I also trickled the 1660 Super down to my productivity PC, replacing the 1650 that was in it:
Intel i7 6700T CPU
1650 GPU
1440p no UHD 50% zoom 1166 82W (same map view as 1080p 100%)
1660 Super GPU score unchanged but power increases to 104W. I didn’t test this PC at 4k because 1166 is already too low a score, the frame rate visibly suffers even for busy single player campaign games.

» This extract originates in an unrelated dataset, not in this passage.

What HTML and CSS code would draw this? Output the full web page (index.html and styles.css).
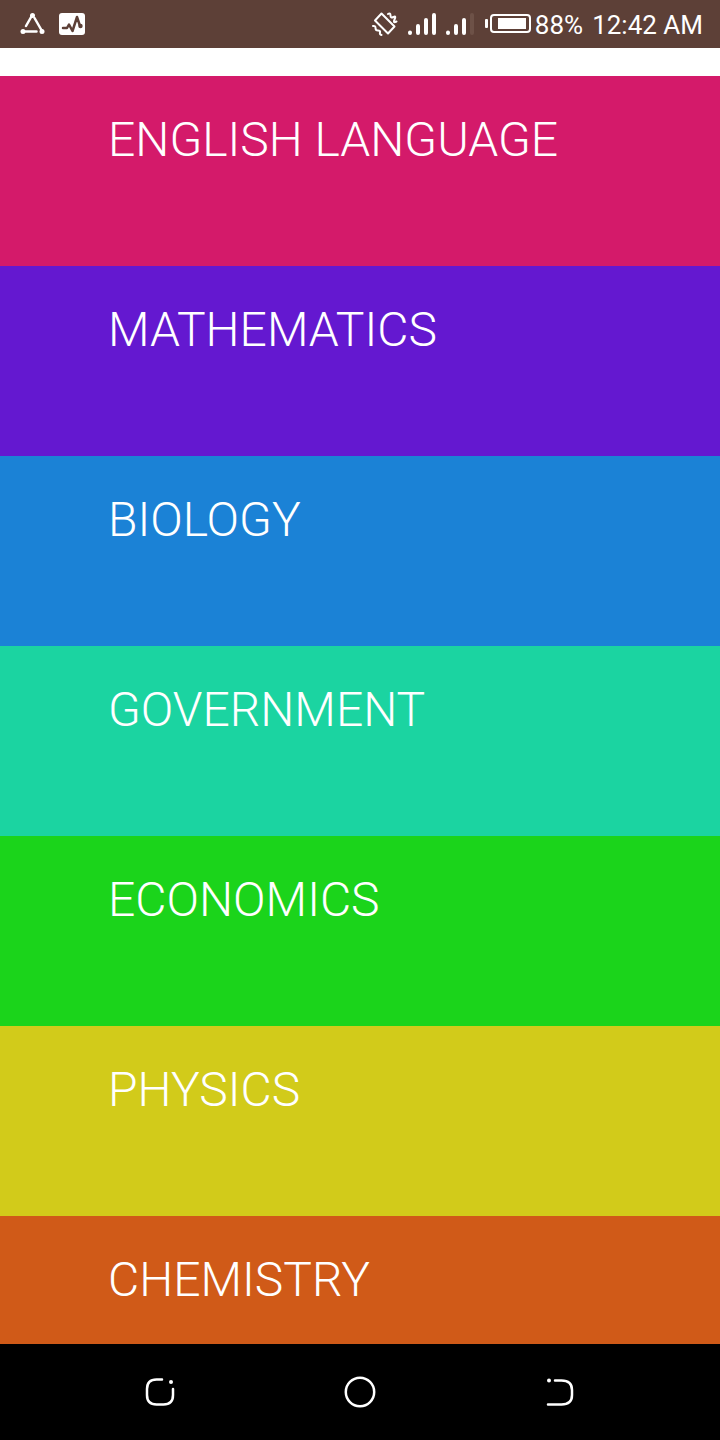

So for playing at 1440p, even the 1650 is not a limiter, it’s all about the CPU (for the ranked benchmark, at least).
they really need to allow host to create lobby with benchmark restriction, any game with 3v3 or 4v4 involving 200 pop cap lags the game to no end. everybody in those game needs to be at least above 1200.
Current patch is broken, i was in a game with no fps loss and 130 ping, yet i had red clock and the game was lagging so bad, it was nothing on my end, 4x4 are unplayable for some reason or at least more than before.
Also i upgraded my old GPU to a 5700xt and got 20 less score same res and settings, in fact the game gpu is under 30% usage,the frequency doesn’t even pass the 500mhz because the game is not even pushing it, it is all about cpu.
game is not about GPU. its about CPU. for CPUs from intel starting from gen 3 needs at least a 3.5-3.6ghz to play 2v2 without lag. anything over that might be even tough for that.
Today, I scored 1293.9 in my 1st test, 1290.1 in my 2nd test a few minutes later, and 1286.2 in my 3rd test a few minutes later after shutting off a bunch of mods (such as tracer fire, original AoE2 sounds, large projectiles, etc.). Back in June, I had 1297.6.
Not a big difference, but thought I’d mention.
Hehe, with my score dropping a few points each test today, I’m afraid to test a 4th time!
thats within margin of error including possible small background task your window is running. i’d say anything over 20 points would be considered a drop in performance. within maybe 10-15 i’d just ignore it.